Problem details
Your task is to transcribe the records exactly, skipping every image.

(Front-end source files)
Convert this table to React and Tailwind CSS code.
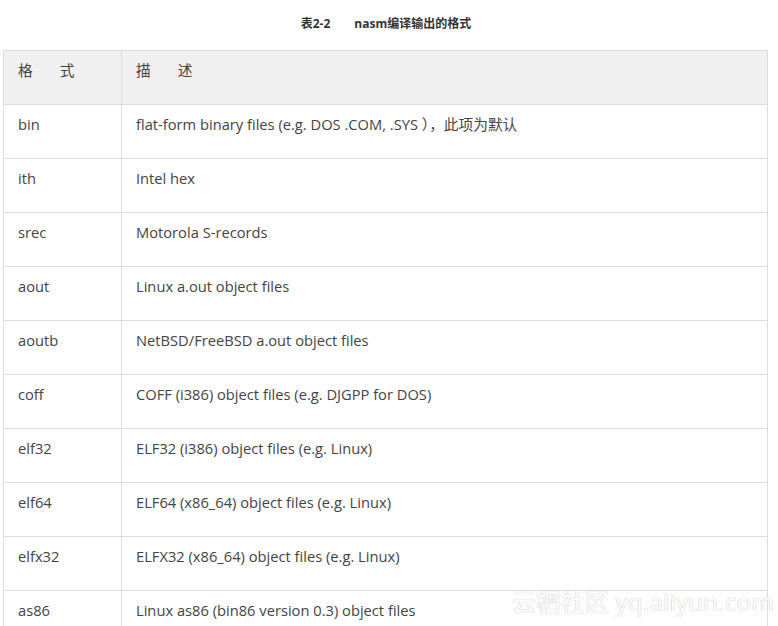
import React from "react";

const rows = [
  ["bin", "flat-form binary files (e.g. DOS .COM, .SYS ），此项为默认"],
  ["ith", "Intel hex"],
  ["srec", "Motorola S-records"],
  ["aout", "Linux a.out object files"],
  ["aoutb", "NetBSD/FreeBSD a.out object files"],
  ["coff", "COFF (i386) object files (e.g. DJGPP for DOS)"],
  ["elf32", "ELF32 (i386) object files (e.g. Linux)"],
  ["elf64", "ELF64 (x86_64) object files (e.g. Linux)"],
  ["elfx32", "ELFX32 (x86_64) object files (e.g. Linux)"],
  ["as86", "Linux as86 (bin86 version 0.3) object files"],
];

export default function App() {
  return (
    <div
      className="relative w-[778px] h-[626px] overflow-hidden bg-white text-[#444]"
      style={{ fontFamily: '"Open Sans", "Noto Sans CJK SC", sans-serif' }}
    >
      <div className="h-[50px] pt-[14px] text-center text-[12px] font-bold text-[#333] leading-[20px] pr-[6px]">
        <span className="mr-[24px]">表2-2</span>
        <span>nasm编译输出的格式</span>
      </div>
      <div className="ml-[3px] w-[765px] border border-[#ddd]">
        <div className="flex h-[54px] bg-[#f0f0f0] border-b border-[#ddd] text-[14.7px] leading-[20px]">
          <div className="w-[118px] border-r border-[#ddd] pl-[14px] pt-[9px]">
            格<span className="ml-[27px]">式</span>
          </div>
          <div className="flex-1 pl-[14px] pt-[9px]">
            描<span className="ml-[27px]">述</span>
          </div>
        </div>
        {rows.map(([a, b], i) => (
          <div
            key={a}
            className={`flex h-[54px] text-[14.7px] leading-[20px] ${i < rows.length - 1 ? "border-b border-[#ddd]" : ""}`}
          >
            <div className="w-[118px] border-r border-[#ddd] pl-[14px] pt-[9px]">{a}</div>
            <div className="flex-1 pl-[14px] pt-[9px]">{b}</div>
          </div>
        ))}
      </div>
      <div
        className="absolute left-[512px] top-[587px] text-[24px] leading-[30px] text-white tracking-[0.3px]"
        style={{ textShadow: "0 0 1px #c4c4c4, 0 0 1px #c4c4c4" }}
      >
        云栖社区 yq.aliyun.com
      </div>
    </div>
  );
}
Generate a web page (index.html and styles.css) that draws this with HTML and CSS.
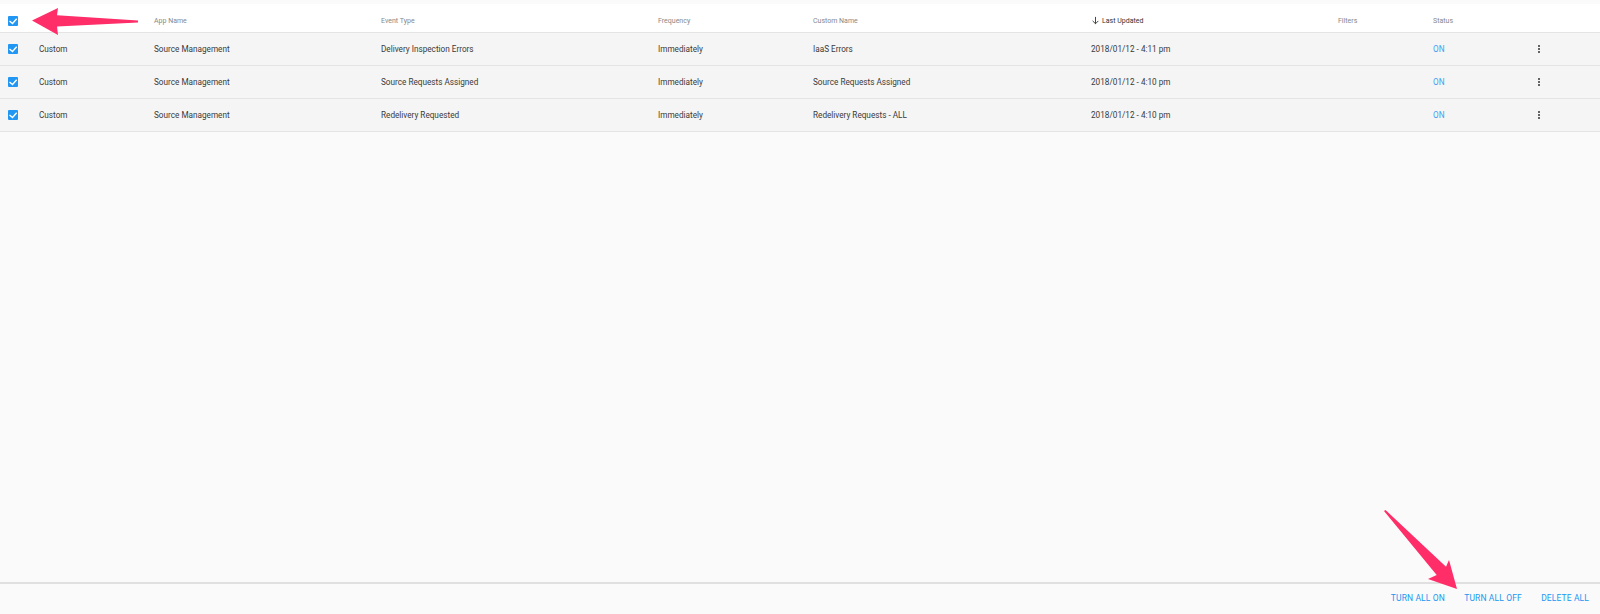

Final answer
Convert this table to React and Tailwind CSS code.
import React from "react";

const rows = [
  ["bin", "flat-form binary files (e.g. DOS .COM, .SYS ），此项为默认"],
  ["ith", "Intel hex"],
  ["srec", "Motorola S-records"],
  ["aout", "Linux a.out object files"],
  ["aoutb", "NetBSD/FreeBSD a.out object files"],
  ["coff", "COFF (i386) object files (e.g. DJGPP for DOS)"],
  ["elf32", "ELF32 (i386) object files (e.g. Linux)"],
  ["elf64", "ELF64 (x86_64) object files (e.g. Linux)"],
  ["elfx32", "ELFX32 (x86_64) object files (e.g. Linux)"],
  ["as86", "Linux as86 (bin86 version 0.3) object files"],
];

export default function App() {
  return (
    <div
      className="relative w-[778px] h-[626px] overflow-hidden bg-white text-[#444]"
      style={{ fontFamily: '"Open Sans", "Noto Sans CJK SC", sans-serif' }}
    >
      <div className="h-[50px] pt-[14px] text-center text-[12px] font-bold text-[#333] leading-[20px] pr-[6px]">
        <span className="mr-[24px]">表2-2</span>
        <span>nasm编译输出的格式</span>
      </div>
      <div className="ml-[3px] w-[765px] border border-[#ddd]">
        <div className="flex h-[54px] bg-[#f0f0f0] border-b border-[#ddd] text-[14.7px] leading-[20px]">
          <div className="w-[118px] border-r border-[#ddd] pl-[14px] pt-[9px]">
            格<span className="ml-[27px]">式</span>
          </div>
          <div className="flex-1 pl-[14px] pt-[9px]">
            描<span className="ml-[27px]">述</span>
          </div>
        </div>
        {rows.map(([a, b], i) => (
          <div
            key={a}
            className={`flex h-[54px] text-[14.7px] leading-[20px] ${i < rows.length - 1 ? "border-b border-[#ddd]" : ""}`}
          >
            <div className="w-[118px] border-r border-[#ddd] pl-[14px] pt-[9px]">{a}</div>
            <div className="flex-1 pl-[14px] pt-[9px]">{b}</div>
          </div>
        ))}
      </div>
      <div
        className="absolute left-[512px] top-[587px] text-[24px] leading-[30px] text-white tracking-[0.3px]"
        style={{ textShadow: "0 0 1px #c4c4c4, 0 0 1px #c4c4c4" }}
      >
        云栖社区 yq.aliyun.com
      </div>
    </div>
  );
}
Generate a web page (index.html and styles.css) that draws this with HTML and CSS.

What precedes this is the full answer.